I'm impatiently waiting for my rare book to come in the mail. It's not too rare (1992 1st edition) but... still. I got for a fraction of the price of any other copies listed anywhere on the internet.... am I rambling? Anyway, it's the Japanese language through John Lennon's eyes. The Book is titled Ai or something like that (Japanese for "yes" if I've done my homework properly). Too bad there was only ever one edition of it.

I also ordered (though I will be unemployed in 6 weeks) Anderson Cooper's memiors. With shipping, I got a like new hardback edition for under $5. I think it'll be worth the money. I don't read many memiors (I should) and reading his will just bring me back to the days when I thought I could be a journalist... boy, seems like a long time since I thought about that.

Oh well... I SHOULD be thinking about my homework and how the hell I'm going to get it all done this weekend... even without any distractions.
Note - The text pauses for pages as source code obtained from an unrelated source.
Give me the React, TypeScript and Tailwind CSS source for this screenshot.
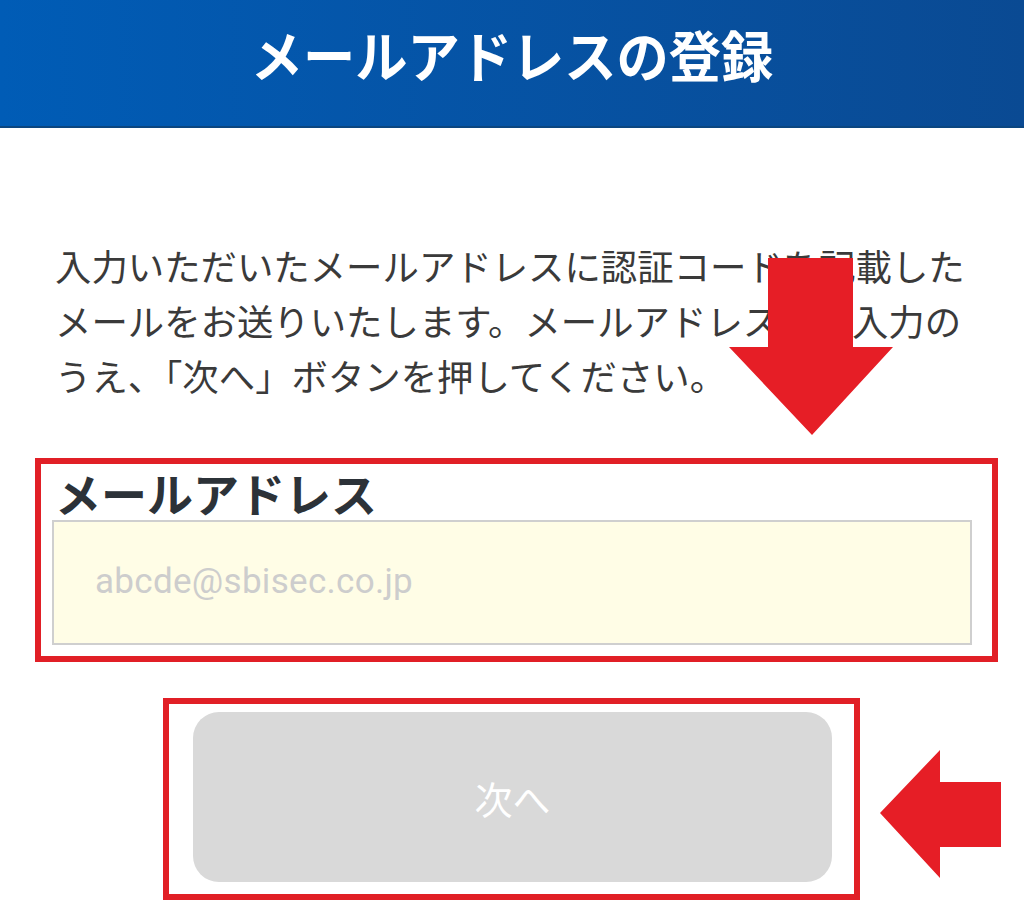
const jp = { fontFamily: '"Noto Sans CJK JP", "Noto Sans", sans-serif' };

const DownArrow = () => (
  <svg
    className="absolute left-[729px] top-[258px]"
    width="164"
    height="177"
    viewBox="0 0 164 177"
  >
    <polygon points="39,0 124,0 124,89 164,89 83,177 0,89 39,89" fill="#e61e26" />
  </svg>
);

const LeftArrow = () => (
  <svg
    className="absolute left-[880px] top-[750px]"
    width="121"
    height="128"
    viewBox="0 0 121 128"
  >
    <polygon points="0,63 60,0 60,32 121,32 121,97 60,97 60,128" fill="#e61e26" />
  </svg>
);

export default function App() {
  return (
    <div className="relative w-[1024px] h-[907px] overflow-hidden bg-white" style={jp}>
      {/* Header */}
      <header className="h-[128px] flex items-center justify-center bg-gradient-to-r from-[#005cb6] to-[#0a4a93] border-b-2 border-[#0b4680]">
        <h1 className="text-[55px] font-bold text-white leading-none pb-[20px] scale-x-[0.95]">
          メールアドレスの登録
        </h1>
      </header>

      {/* Description */}
      <p className="mt-[110px] pl-[55px] pr-[40px] text-[36.4px] leading-[55px] text-[#3a3a3a]">
        入力いただいたメールアドレスに認証コードを記載した
        <br />
        メールをお送りいたします。メールアドレスをご入力の
        <br />
        うえ、「次へ」ボタンを押してください。
      </p>

      {/* Email field */}
      <div className="mt-[55px] ml-[35px] w-[963px] border-[6px] border-[#e11f26] pl-[11px] pr-[20px] pb-[11px]">
        <div className="pl-[3px] h-[56px] text-[46px] leading-[56px] font-bold text-[#2c3238]">
          メールアドレス
        </div>
        <div className="h-[125px] bg-[#fffde6] border-2 border-[#cfcfcf] flex items-center pl-[41px]">
          <span
            className="text-[35px] text-[#cdcdcd] tracking-[0.3px]"
            style={{ fontFamily: 'Roboto, "Liberation Sans", sans-serif' }}
          >
            abcde@sbisec.co.jp
          </span>
        </div>
      </div>

      {/* Next button */}
      <div className="mt-[36px] ml-[163px] w-[697px] h-[202px] border-[6px] border-[#e11f26] pl-[24px] pt-[8px]">
        <button
          className="w-[639px] h-[170px] rounded-[26px] bg-[#d9d9d9] text-white text-[38px] flex items-center justify-center"
          style={jp}
        >
          次へ
        </button>
      </div>

      <DownArrow />
      <LeftArrow />
    </div>
  );
}
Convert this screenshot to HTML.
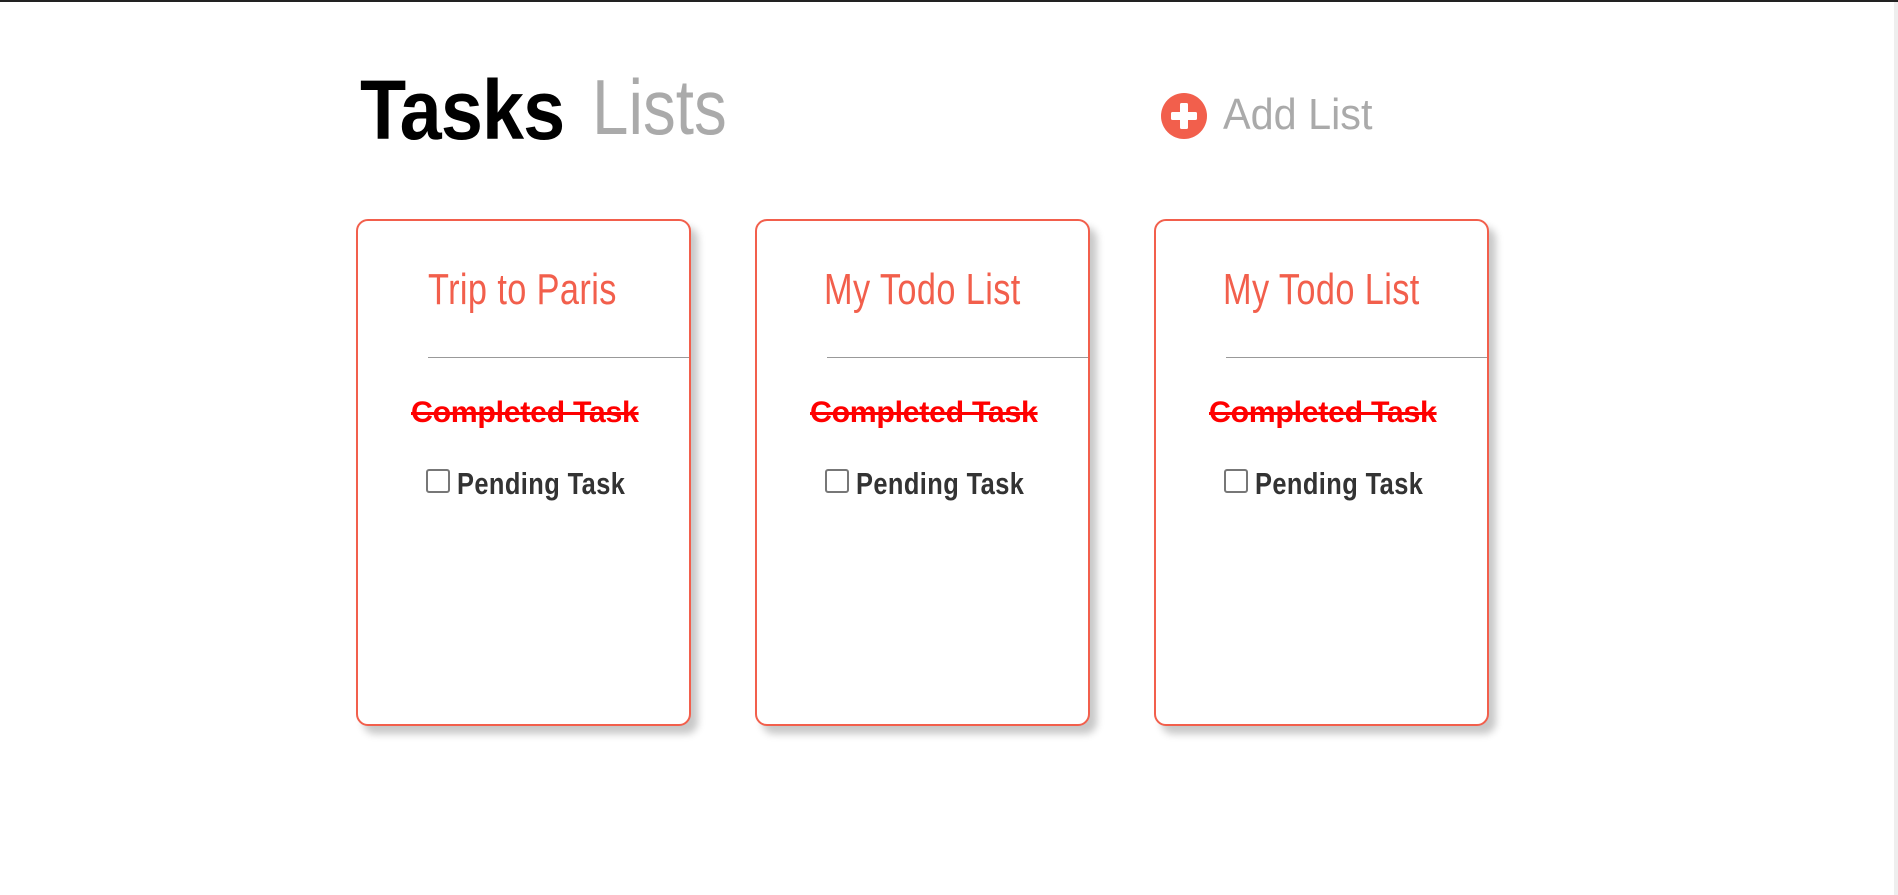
<!DOCTYPE html>
<html><head><meta charset="utf-8"><style>
html,body{margin:0;padding:0;width:1898px;height:895px;overflow:hidden;background:#fff;position:relative;font-family:"Liberation Sans",sans-serif}
.topbar{position:absolute;left:0;top:0;width:1898px;height:2px;background:#222}
.rbar{position:absolute;right:0;top:2px;width:4px;height:893px;background:#eee}
.t{position:absolute;white-space:nowrap}
.card{position:absolute;top:219px;width:331px;height:503px;border:2px solid #f25f4c;border-radius:12px;box-shadow:7px 8px 8px rgba(0,0,0,0.22);background:#fff}
.ct{position:absolute;left:70px;top:44px;font-size:44px;color:#f25f4c;font-weight:300;transform:scaleX(0.78);transform-origin:left top;letter-spacing:0.5px}
.hr{position:absolute;left:70px;right:0;top:136px;height:1px;background:#999}
.done{position:absolute;left:53px;top:175px;font-size:30px;font-weight:bold;color:#f00;transform:scaleX(1.01);transform-origin:left top;text-decoration:line-through;text-decoration-thickness:3px;letter-spacing:-0.3px}
.cb{position:absolute;left:68px;top:248px;width:24px;height:24px;border:2px solid #777;border-radius:3px;box-sizing:border-box}
.pend{position:absolute;left:99px;top:245px;font-size:31px;font-weight:bold;color:#333;transform:scaleX(0.82);transform-origin:left top;letter-spacing:0.5px}
</style></head><body>
<div class="topbar"></div><div class="rbar"></div>
<div class="t" style="left:360px;top:62px;font-size:84px;font-weight:bold;color:#000;letter-spacing:-1px;transform:scaleX(0.9);transform-origin:left top">Tasks</div>
<div class="t" style="left:592px;top:62px;font-size:78px;font-weight:300;color:#aaa;transform:scaleX(0.84);transform-origin:left top">Lists</div>
<svg class="t" style="left:1161px;top:93px" width="46" height="46" viewBox="0 0 46 46"><circle cx="23" cy="23" r="23" fill="#f25f4c"/><rect x="19" y="10" width="8" height="26" rx="1.5" fill="#fff"/><rect x="10" y="19" width="26" height="8" rx="1.5" fill="#fff"/></svg>
<div class="t" style="left:1223px;top:90px;font-size:44px;color:#aaa;transform:scaleX(0.94);transform-origin:left top">Add List</div>

<div class="card" style="left:356px"><div class="ct">Trip to Paris</div><div class="hr"></div><div class="done">Completed Task</div><div class="cb"></div><div class="pend">Pending Task</div></div>
<div class="card" style="left:755px"><div class="ct" style="left:67px">My Todo List</div><div class="hr"></div><div class="done">Completed Task</div><div class="cb"></div><div class="pend">Pending Task</div></div>
<div class="card" style="left:1154px"><div class="ct" style="left:67px">My Todo List</div><div class="hr"></div><div class="done">Completed Task</div><div class="cb"></div><div class="pend">Pending Task</div></div>
</body></html>
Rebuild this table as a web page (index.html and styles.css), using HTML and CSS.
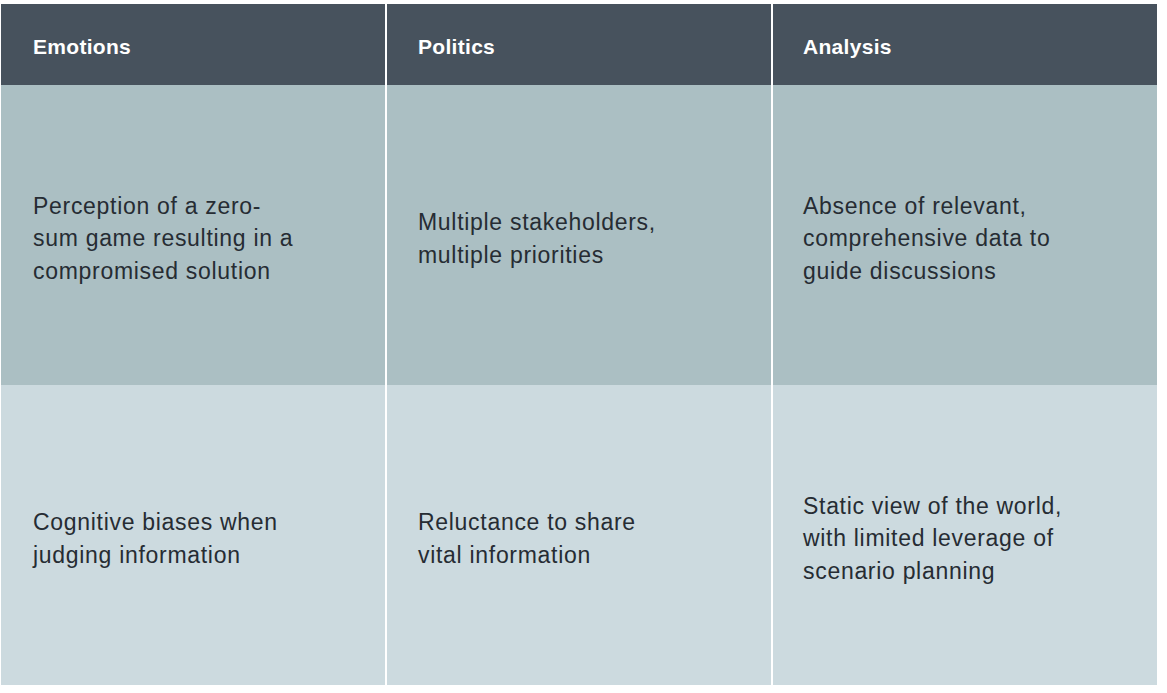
FILE: index.html
```html
<!DOCTYPE html>
<html>
<head>
<meta charset="utf-8">
<link rel="stylesheet" href="styles.css">
</head>
<body>
<div class="table">
  <div class="cell head">Emotions</div>
  <div class="cell head">Politics</div>
  <div class="cell head">Analysis</div>
  <div class="cell r1">Perception of a zero-<br>sum game resulting in a<br>compromised solution</div>
  <div class="cell r1">Multiple stakeholders,<br>multiple priorities</div>
  <div class="cell r1">Absence of relevant,<br>comprehensive data to<br>guide discussions</div>
  <div class="cell r2">Cognitive biases when<br>judging information</div>
  <div class="cell r2">Reluctance to share<br>vital information</div>
  <div class="cell r2">Static view of the world,<br>with limited leverage of<br>scenario planning</div>
</div>
</body>
</html>
```
FILE: styles.css
```css
html, body {
  margin: 0;
  padding: 0;
  background: #ffffff;
}
body {
  padding: 4px 0 0 1px;
  font-family: "Liberation Sans", Arial, sans-serif;
}
.table {
  width: 1156px;
  display: grid;
  grid-template-columns: 384px 384px 384px;
  grid-template-rows: 81px 300px 300px;
  column-gap: 2px;
}
.cell {
  display: flex;
  align-items: center;
  padding: 7px 16px 0 31px;
  color: #262c33;
  font-size: 23px;
  line-height: 32.5px;
  letter-spacing: 0.7px;
}
.cell:nth-child(3n+1) {
  padding-left: 32px;
}
.cell:nth-child(3n) {
  padding-left: 30px;
}
.head {
  background: #47525d;
  color: #ffffff;
  font-weight: bold;
  font-size: 21px;
  letter-spacing: 0.3px;
  padding-top: 5px;
}
.r1 {
  background: #abbfc3;
}
.r2 {
  background: #ccdadf;
}
```
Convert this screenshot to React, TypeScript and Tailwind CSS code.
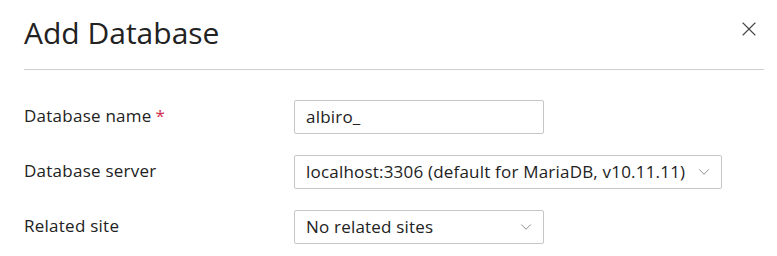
import { X, ChevronDown } from 'lucide-react';

const font = { fontFamily: '"Open Sans", "Noto Sans", sans-serif' };

function Row({ label, required, children }: { label: string; required?: boolean; children: React.ReactNode }) {
  return (
    <div className="flex items-center h-[34px]">
      <div className="w-[270px] text-[17px] tracking-[0.25px] text-[#222] -mt-[2px]">
        {label}
        {required && <span className="text-[#d02d4c] ml-1">*</span>}
      </div>
      {children}
    </div>
  );
}

export default function App() {
  return (
    <div className="w-[777px] h-[256px] bg-white overflow-hidden" style={font}>
      <div className="ml-6 mr-[13px] flex items-center justify-between border-b border-[#cfcfcf] h-[70px]">
        <h1 className="text-[30px] text-[#222] leading-none -mt-1">Add Database</h1>
        <X size={24} strokeWidth={1.1} className="text-[#444] -mt-3 mr-[3px]" />
      </div>
      <div className="px-6 pt-[30px] flex flex-col gap-[21px]">
        <Row label="Database name" required>
          <div className="w-[250px] h-[34px] border border-[#c6c6c6] rounded-[2px] px-[11px] flex items-center text-[17px] tracking-[0.2px] text-[#222]">
            albiro_
          </div>
        </Row>
        <Row label="Database server">
          <div className="w-[428px] h-[34px] border border-[#c6c6c6] rounded-[2px] pl-[11px] pr-[8px] flex items-center justify-between text-[17px] tracking-[0.2px] text-[#222]">
            <span>localhost:3306 (default for MariaDB, v10.11.11)</span>
            <ChevronDown size={18} strokeWidth={1.1} className="text-[#777]" />
          </div>
        </Row>
        <Row label="Related site">
          <div className="w-[250px] h-[34px] border border-[#c6c6c6] rounded-[2px] pl-[11px] pr-[8px] flex items-center justify-between text-[17px] tracking-[0.2px] text-[#222]">
            <span>No related sites</span>
            <ChevronDown size={18} strokeWidth={1.1} className="text-[#777]" />
          </div>
        </Row>
      </div>
    </div>
  );
}
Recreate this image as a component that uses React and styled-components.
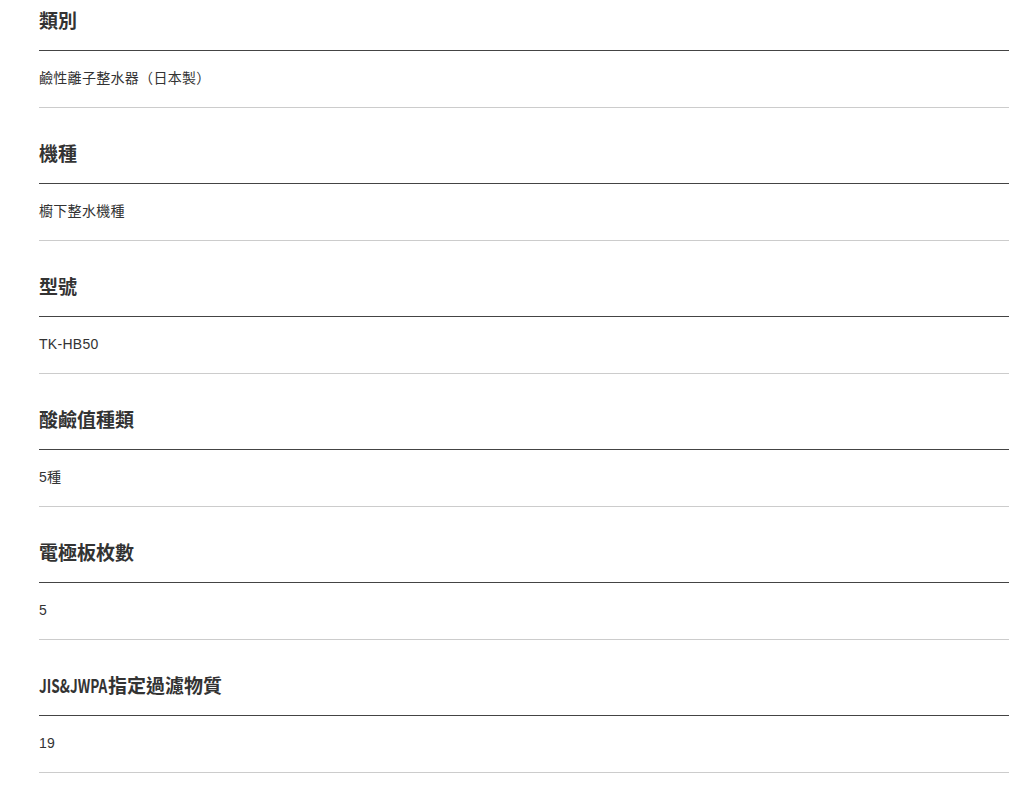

Thursday, October 18, 2007

Just for starters, this is the funniest video I've found recently...



Funny, right?

So, I bought my cap and gown today... first off, ugly. But second: SCARY! What am I going to do with the rest of my life now that everyone thinks I'm actually capable of making decisions on my own? What? Are you CRAZY?? Nope, I don't wanna grow up. Unless it means a five bedroom house, husband yummy enough to model, and an unrestricted (and successful) writing career. Short of that, I'm going to continue to live inside my head... it's really pretty there.